Design challenges included the strategy to structurally support six columns, marble altar, marble railing and historic mosaic tile floor while replacing the existing Chancel floor structure with new structural steel and marble flooring. Another challenge was resolving the spotty illumination on the ceiling and glare in the Chancel from existing up-lights and spotlights.
Rogers Krajnak Architects created the design for the Chancel expansion that provided accessibility (new ramp), flexibility (movable liturgical furnishings), visual connectivity between worship leaders and the congregation, improved lighting, and designated places for votive candles and a healing ministry.
The expanded Chancel features a new curved marble steps with removable brass and wood communion railings designed to be visually thin to enhance the visual connectivity between Chancel and Nave. The Chancel steps are flanked by intimate prayerful places for the Healing Ministry and Votive Candle Ministry. A new accessible ramp wraps around the Healing Ministry area, connecting the Nave to the Chancel.

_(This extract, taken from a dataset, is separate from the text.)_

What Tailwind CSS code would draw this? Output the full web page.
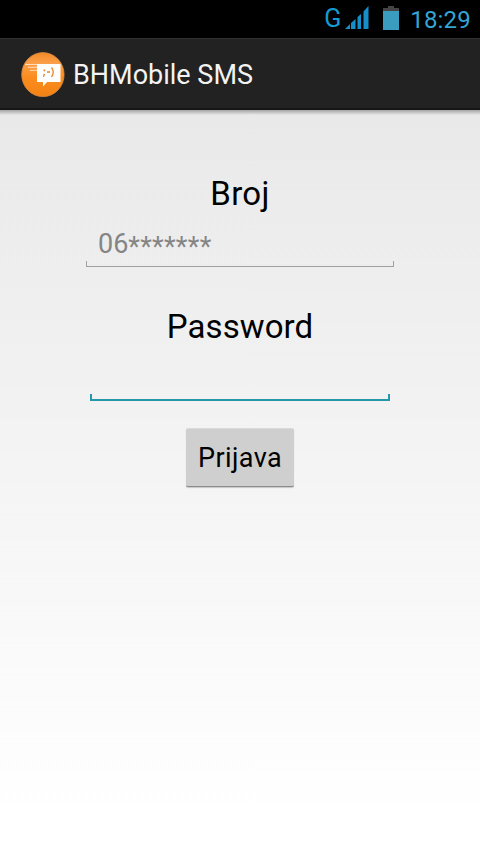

The historic marble Baptismal Font was relocated from its former cramped corner position into a place of prominence at the head of the center aisle where the pews have been stepped back to create appropriate space for candidates, godparents and clergy. The existing wood and brass pulpit has been painstakingly restored and moved forward in the Chancel. The new altar table, credence tables and clergy chair have been created from the southern pine lumber that was recovered from the former Chancel beams. These liturgical furnishings are illuminated with focused spotlights integrated into the metal collar of the new gallery railing mounted torchiers that also distribute diffused lighting on the Nave ceiling.